Less than four months after opening, the Gem City Market is adding programs in the hopes of improving the health of its shoppers, serving new customers and boosting sales.
In keeping with its mission to expand access to healthy and affordable food, the Gem City Market has launched a new rewards program that provides a dollar-for-dollar match on produce purchases made with food stamp benefits.
Foods stamps, officially called the Supplemental Nutrition Assistance Program (SNAP), account for more than one-third of sales at the market, according to its estimates.
More than 81,000 adults and children in Montgomery County receive food stamp benefits ― a number that has increased in recent months, state data show.
The Gem City Market has seen its sales slide after an initial shopping frenzy when the store opened in mid-May.
But market officials say this was not surprising and sales should rebound and grow and revenues are tracking at about 75% of first-year projections.
“We’re still growing and we’re still learning,” said Leah Bahan-Harris, Gem City Market General Manager. “We have plenty of programs we’re just jumping off.”
On Wednesday, the Gem City Market at 324 Salem Ave. became one of eight locations in Montgomery County to offer the Produce Perks program.
The statewide program incentivizes buying fruits and vegetables with food stamp benefits by providing a $1-to-$1 match on these items, up to $25 per day.
The market’s program is a unique loyalty model that awards points for produce purchases.
The Gem City Market and Dots Market in Kettering both joined the network of Produce Perks locations on Wednesday, said Debbie Serenius, director of health partnerships with Produce Perks Midwest.

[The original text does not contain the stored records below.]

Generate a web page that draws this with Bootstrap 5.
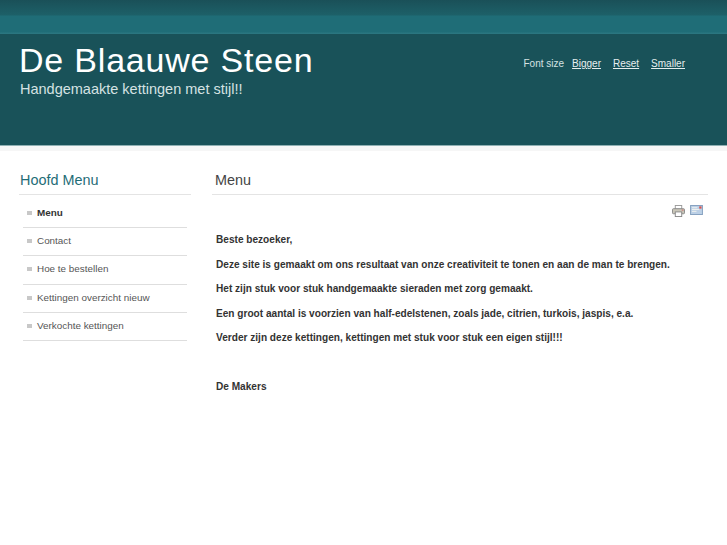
<!DOCTYPE html>
<html lang="nl">
<head>
    <meta charset="UTF-8">
    <meta name="viewport" content="width=device-width, initial-scale=1.0">
    <title>De Blaauwe Steen</title>
    <link href="https://cdn.jsdelivr.net/npm/bootstrap@5.3.0/dist/css/bootstrap.min.css" rel="stylesheet">
    <style>
        body {
            font-family: "Liberation Sans", Arial, sans-serif;
            font-size: 10px;
            color: #333;
            background-color: #fff;
        }

        .top-strip {
            height: 34px;
            background: linear-gradient(#1a5058 0, #1d6068 15px, #1f6d77 16px, #1f6d77 32px, #2a7680 33px);
        }

        .site-head {
            height: 112px;
            background-color: #195259;
            padding: 7px 20px 0 19px;
            border-bottom: 1px solid #8fb0b3;
        }

        .site-title {
            font-size: 34px;
            font-weight: 400;
            line-height: 39px;
            letter-spacing: 0.8px;
            color: #fff;
            margin: 0;
        }

        .site-slogan {
            font-size: 14.5px;
            line-height: 19px;
            color: #d5e2e3;
            margin-left: 1px;
        }

        .font-tools {
            padding-top: 16px;
            margin-right: 22px;
            color: #d5e2e3;
            line-height: 13px;
            font-size: 10px;
        }

        .font-tools a {
            color: #e6eeee;
        }

        .head-fade {
            height: 5px;
            background-color: #f6f6f6;
        }

        .page-body {
            padding: 20px 19px 0 19px;
        }

        .side-col {
            width: 172px;
            flex-shrink: 0;
        }

        .main-col {
            margin-left: 21px;
            flex-grow: 1;
        }

        .side-title {
            font-size: 14.4px;
            line-height: 19px;
            font-weight: 400;
            color: #1f6d77;
            margin: 0;
            padding: 0 0 4px 1px;
            border-bottom: 1px solid #e4e4e4;
        }

        .side-menu {
            list-style: none;
            margin: 5px 4px 0 4px;
            padding: 0;
        }

        .side-menu li {
            height: 28.2px;
            line-height: 26px;
            padding-left: 14px;
            border-bottom: 1px solid #dedede;
            color: #555;
            font-size: 9.9px;
            position: relative;
        }

        .side-menu li::before {
            content: "";
            position: absolute;
            left: 4px;
            top: 11px;
            width: 5px;
            height: 4px;
            background-color: #c8c8c8;
        }

        .side-menu li.active {
            font-weight: 700;
            color: #333;
        }

        .main-title {
            font-size: 14.4px;
            line-height: 19px;
            font-weight: 400;
            color: #444;
            margin: 0;
            padding: 0 0 4px 3px;
            border-bottom: 1px solid #e4e4e4;
        }

        .print-icons {
            height: 21px;
            padding: 10px 5px 0 0;
            gap: 5px;
            margin-bottom: 17px;
        }

        .article-text {
            padding-left: 4px;
            font-weight: 700;
            font-size: 10.1px;
            color: #333;
        }

        .article-text p {
            line-height: 14px;
            margin: 0 0 10.5px 0;
        }

        .article-text .gap-line {
            height: 24.5px;
        }
    </style>
</head>
<body>
    <!-- kop -->
    <div class="top-strip"></div>
    <div class="site-head d-flex justify-content-between">
        <div>
            <h1 class="site-title">De Blaauwe Steen</h1>
            <div class="site-slogan">Handgemaakte kettingen met stijl!!</div>
        </div>
        <div class="font-tools d-flex gap-2">
            <span>Font size</span>
            <a href="#" class="me-1">Bigger</a>
            <a href="#" class="me-1">Reset</a>
            <a href="#">Smaller</a>
        </div>
    </div>
    <div class="head-fade"></div>

    <div class="page-body d-flex">
        <div class="side-col">
            <h3 class="side-title">Hoofd Menu</h3>
            <ul class="side-menu">
                <li class="active">Menu</li>
                <li>Contact</li>
                <li>Hoe te bestellen</li>
                <li>Kettingen overzicht nieuw</li>
                <li>Verkochte kettingen</li>
            </ul>
        </div>
        <div class="main-col">
            <h2 class="main-title">Menu</h2>
            <div class="print-icons d-flex justify-content-end">
                <svg width="13" height="12" viewBox="0 0 14 13">
                    <rect x="3.5" y="0.5" width="7" height="4" fill="#fff" stroke="#999"/>
                    <rect x="0.5" y="4" width="13" height="5.5" rx="1" fill="#c9c6b8" stroke="#888"/>
                    <rect x="3.5" y="7.5" width="7" height="5" fill="#fff" stroke="#888"/>
                    <rect x="10.5" y="5" width="2" height="1" fill="#c66"/>
                </svg>
                <svg width="13" height="10" viewBox="0 0 14 11">
                    <rect x="0.5" y="0.5" width="13" height="10" fill="#bcd0e6" stroke="#7f9cbc"/>
                    <path d="M2 3h6M2 5h8M2 7h5" stroke="#f4f4f0" fill="none"/>
                    <rect x="10" y="1.5" width="2.5" height="2.5" fill="#d9534f"/>
                </svg>
            </div>
            <div class="article-text">
                <p>Beste bezoeker,</p>
                <p>Deze site is gemaakt om ons resultaat van onze creativiteit te tonen en aan de man te brengen.</p>
                <p>Het zijn stuk voor stuk handgemaakte sieraden met zorg gemaakt.</p>
                <p>Een groot aantal is voorzien van half-edelstenen, zoals jade, citrien, turkois, jaspis, e.a.</p>
                <p>Verder zijn deze kettingen, kettingen met stuk voor stuk een eigen stijl!!!</p>
                <div class="gap-line"></div>
                <p>De Makers</p>
            </div>
        </div>
    </div>

    <script src="https://cdn.jsdelivr.net/npm/bootstrap@5.3.0/dist/js/bootstrap.bundle.min.js"></script>
</body>
</html>
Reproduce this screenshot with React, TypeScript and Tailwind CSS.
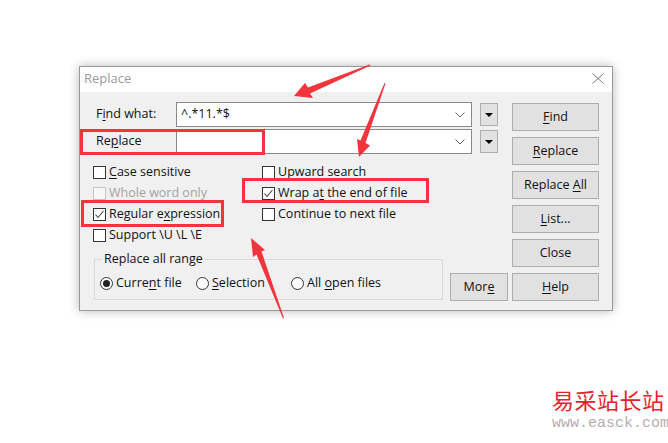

Last year, program participants across the state received about $855,000 in free produce as rewards for their healthy shopping purchases, she said.
The Gem City Market also has become a “produce prescription program redemption location,” which gives patients vouchers for free produce to promote healthy lifestyles.
“We truly hope that Daytonians will take advantage of our programs and shop at this beautiful produce location,” Serenius said.
The Gem City Market is holding a Produce Perks sign-up drive through Saturday, but customers can enroll at any time at the store’s customer service counter.
About 35% of the market’s sales are paid with food stamp benefits, and the store averages about 300 customers per day ― sometimes more, or about 400, according to Bahan-Harris.
The market saw very high levels of sales and foot traffic when it first opened, but that was not sustainable and sales slid after that, she said.
But sales should increase through more community engagement, Bahan-Harris said, and the market is adding programs and continues to evolve and adapt to the needs and wishes of the people it serves.
“Foot traffic is pretty good,” Bahan-Harris said. “I think sales are good, and of course we want sales to grow.”
Early on, the market was still figuring out the right product mix, and it took time to get staff trained and finish the space, she said.
The market recently modified its produce section after more than 100 customers filled out comment cards offering feedback about what they like and do not like about that part of the store.
Fresh herbs were added and put on display, and the market expects to add a flower section this week.
Generally, the feedback showed the produce section is the community’s favorite part of the store, said Sarah Richard, outreach coordinator with the Gem City Market Cooperative.
“We asked what is missing,” she said. “But it was exciting to see that people really do enjoy the produce department.”
Right now, the market is collecting feedback from customers about its dairy and frozen food sections.
“We’re getting a lot of feedback on cheese right now,” Richard said.
The Gem City Market now has more than 4,900 members, who receive special discounts and who own a stake in the store.
The market recently started distributing membership cards so customers can bring up their accounts with a swipe of a card instead of having to manually input their information.
On Wednesday, 28-year-old Kirk Davis filled out a form to sign up for the Produce Perks program.
Davis said he’s been trying to eat healthier. He said the program seems like a good deal and hopefully it will help improve his diet.